MÁS QUE CUALQUIER OTRA COSA, la vida cristiana significa la entrega de nosotros mismos y la aceptación de Cristo. Cuando vemos cómo Jesús se entregó a sí mismo por nosotros, clamamos: “¿Qué puedo hacer yo por ti?”
Pero justamente cuando pensamos que hemos entrado en un compromiso absoluto, una entrega total, algo sucede que demuestra cuán superficial fue nuestra decisión. A medida que descubrimos nuevos aspectos de nuestras vidas que necesitamos entregar a Dios, nuestro sometimiento se profundiza. Entonces, con mucho tacto, el Espíritu lleva nuestra atención a otra zona donde el yo necesita entregarse. Y así continúa la vida a través de una serie de repetidas entregas a Cristo, las cuales se profundizan cada vez más en nuestro ser, nuestro estilo de vida, la manera como actuamos y reaccionamos.

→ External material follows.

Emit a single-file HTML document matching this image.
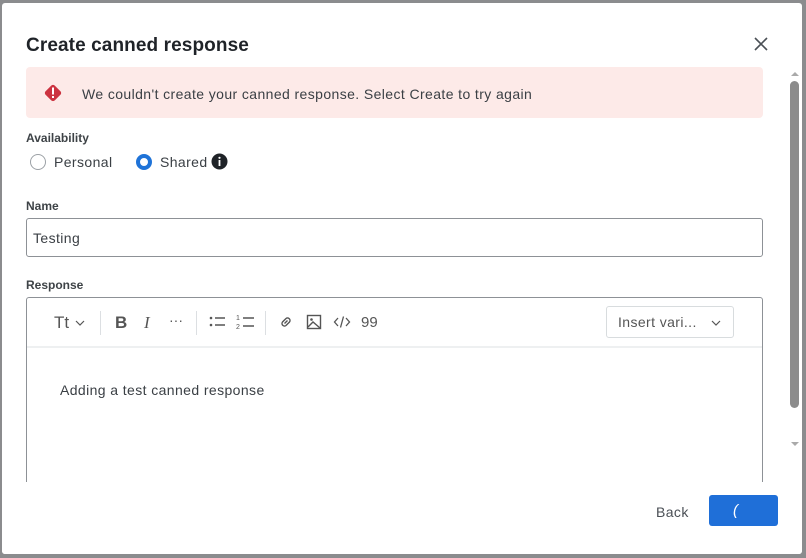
<!DOCTYPE html>
<html><head><style>
*{box-sizing:border-box;margin:0;padding:0}
body{width:806px;height:558px;background:#8b8c8e;font-family:"Liberation Sans",sans-serif;position:relative;overflow:hidden;color:#2f3941}
.m{position:absolute;left:2px;top:3px;width:800px;height:551px;background:#fff;border-radius:3px;overflow:hidden}
.abs{position:absolute}
h1{position:absolute;left:24px;top:32px;font-size:19px;font-weight:bold;color:#1f2328;letter-spacing:0.1px}
.err{left:24px;top:64px;width:737px;height:51px;background:#fdeae8;border-radius:4px}
.lbl{font-size:12px;font-weight:bold;color:#3e4347}
.t{font-size:14px;color:#3a3f44;letter-spacing:0.4px}
.inp{left:24px;top:215px;width:737px;height:39px;border:1px solid #8d9196;border-radius:3px}
.ed{left:24px;top:294px;width:737px;height:200px;border:1px solid #8d9196;border-top-left-radius:3px;border-top-right-radius:3px}
.tb{position:absolute;left:0;top:0;right:0;height:50px;border-bottom:2px solid #eef0f1}
.sep{position:absolute;top:13px;width:1px;height:24px;background:#dcdfe2}
.foot{left:0;top:479px;width:800px;height:72px;background:#fff}
</style></head><body>
<div class="m">
<h1>Create canned response</h1>
<svg class="abs" style="left:751px;top:33px" width="16" height="16" viewBox="0 0 16 16"><path d="M2 2L14 14M14 2L2 14" stroke="#4a4f55" stroke-width="1.6"/></svg>
<div class="abs err"></div>
<svg class="abs" style="left:40px;top:79px" width="22" height="22" viewBox="0 0 22 22"><rect x="4.5" y="4.5" width="13" height="13" rx="2.5" transform="rotate(45 11 11)" fill="#cc3340"/><rect x="10" y="5.5" width="2" height="7" fill="#fff"/><rect x="10" y="14" width="2" height="2" fill="#fff"/></svg>
<div class="abs t" style="left:80px;top:83px">We couldn't create your canned response. Select Create to try again</div>
<div class="abs lbl" style="left:24px;top:128px">Availability</div>
<div class="abs" style="left:28px;top:151px;width:16px;height:16px;border:1px solid #9ca1a6;border-radius:50%"></div>
<div class="abs t" style="left:52px;top:151px">Personal</div>
<div class="abs" style="left:134px;top:151px;width:16px;height:16px;border:4.5px solid #1f73d8;border-radius:50%"></div>
<div class="abs t" style="left:158px;top:151px">Shared</div>
<svg class="abs" style="left:209px;top:150px" width="17" height="17" viewBox="0 0 17 17"><circle cx="8.5" cy="8.5" r="8" fill="#1f2328"/><rect x="7.6" y="7" width="1.8" height="6" fill="#fff"/><circle cx="8.5" cy="4.8" r="1.1" fill="#fff"/></svg>
<div class="abs lbl" style="left:24px;top:196px">Name</div>
<div class="abs inp"></div>
<div class="abs t" style="left:31px;top:227px">Testing</div>
<div class="abs lbl" style="left:24px;top:275px">Response</div>
<div class="abs ed"><div class="tb">
<div class="abs" style="left:27px;top:15px;font-size:17px;color:#555">Tt</div>
<svg class="abs" style="left:48px;top:21px" width="10" height="8"><path d="M1 2l4 4 4-4" fill="none" stroke="#555" stroke-width="1.2"/></svg>
<div class="sep" style="left:73px"></div>
<div class="abs" style="left:88px;top:15px;font-size:17px;font-weight:bold;color:#555">B</div>
<div class="abs" style="left:117px;top:15px;font-size:17px;font-style:italic;font-family:'Liberation Serif',serif;color:#555">I</div>
<div class="abs" style="left:142px;top:14px;font-size:14px;color:#555">···</div>
<div class="sep" style="left:169px"></div>
<svg class="abs" style="left:181px;top:16px" width="18" height="16"><circle cx="3" cy="4" r="1.3" fill="#555"/><circle cx="3" cy="11" r="1.3" fill="#555"/><path d="M7 4h10M7 11h10" stroke="#555" stroke-width="1.4"/></svg>
<svg class="abs" style="left:209px;top:15px" width="20" height="18"><text x="0" y="7" font-size="7" fill="#555" font-family="Liberation Sans">1</text><text x="0" y="16" font-size="7" fill="#555" font-family="Liberation Sans">2</text><path d="M7 5h11M7 13h11" stroke="#555" stroke-width="1.4"/></svg>
<div class="sep" style="left:238px"></div>
<svg class="abs" style="left:251px;top:16px" width="16" height="16" viewBox="0 0 16 16"><path d="M6.5 9.5l3-3M6 6.5l2-2a2.5 2.5 0 013.5 3.5l-2 2M10 9.5l-2 2a2.5 2.5 0 01-3.5-3.5l2-2" fill="none" stroke="#555" stroke-width="1.4"/></svg>
<svg class="abs" style="left:279px;top:16px" width="16" height="16" viewBox="0 0 16 16"><rect x="1.5" y="1.5" width="13" height="13" fill="none" stroke="#555" stroke-width="1.4"/><circle cx="5.5" cy="5.5" r="1.3" fill="#555"/><path d="M2 13l5-5 7 6" fill="none" stroke="#555" stroke-width="1.4"/></svg>
<svg class="abs" style="left:306px;top:16px" width="18" height="16" viewBox="0 0 18 16"><path d="M5 4L1.5 8 5 12M13 4l3.5 4-3.5 4M10.5 2.5l-3 11" fill="none" stroke="#555" stroke-width="1.3"/></svg>
<div class="abs" style="left:334px;top:16px;font-size:15px;color:#555">99</div>
<div class="abs" style="left:579px;top:8px;width:128px;height:32px;border:1px solid #d8dcde;border-radius:3px"></div>
<div class="abs t" style="left:591px;top:16px;color:#555">Insert vari...</div>
<svg class="abs" style="left:684px;top:21px" width="10" height="8"><path d="M1 2l4 4 4-4" fill="none" stroke="#555" stroke-width="1.2"/></svg>
</div>
<div class="abs t" style="left:33px;top:84px">Adding a test canned response</div>
</div>
<div class="abs foot"></div>
<div class="abs t" style="left:654px;top:501px;color:#4a4f55">Back</div>
<div class="abs" style="left:707px;top:492px;width:69px;height:31px;background:#1f6fd8;border-radius:3px"></div>
<div class="abs" style="left:731px;top:499px;color:#fff;font-size:15px;font-style:italic">(</div>
<div class="abs" style="left:788px;top:78px;width:9px;height:327px;background:#8c8c8c;border-radius:5px"></div>
<svg class="abs" style="left:788px;top:67px" width="10" height="8"><path d="M1 6l4-4 4 4z" fill="#aaa"/></svg>
<svg class="abs" style="left:788px;top:437px" width="10" height="8"><path d="M1 2l4 4 4-4z" fill="#aaa"/></svg>
</div>
</body></html>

Una vez que entregamos todo lo que somos y lo que tenemos a Dios, a quien todo le pertenece de todos modos (1 Cor. 3:21-4:2), él lo acepta pero luego nos lo vuelve a entregar, haciéndonos mayordomos o cuidadores de todo lo que “poseemos”. Entonces, nuestra tendencia a vivir vidas confortables y egoístas se ve quebrantada al darnos cuenta de que nuestro Señor fue como el desnudo, el preso y el extranjero de la parábola. Y su perdurable mandato: “Por tanto, id, y haced discípulos a todas las naciones”, hace que las actividades de la iglesia —compartir,enseñar, predicar, bautizar— sean más preciosas para nosotros. Por causa suya procuramos ser mayordomos fieles.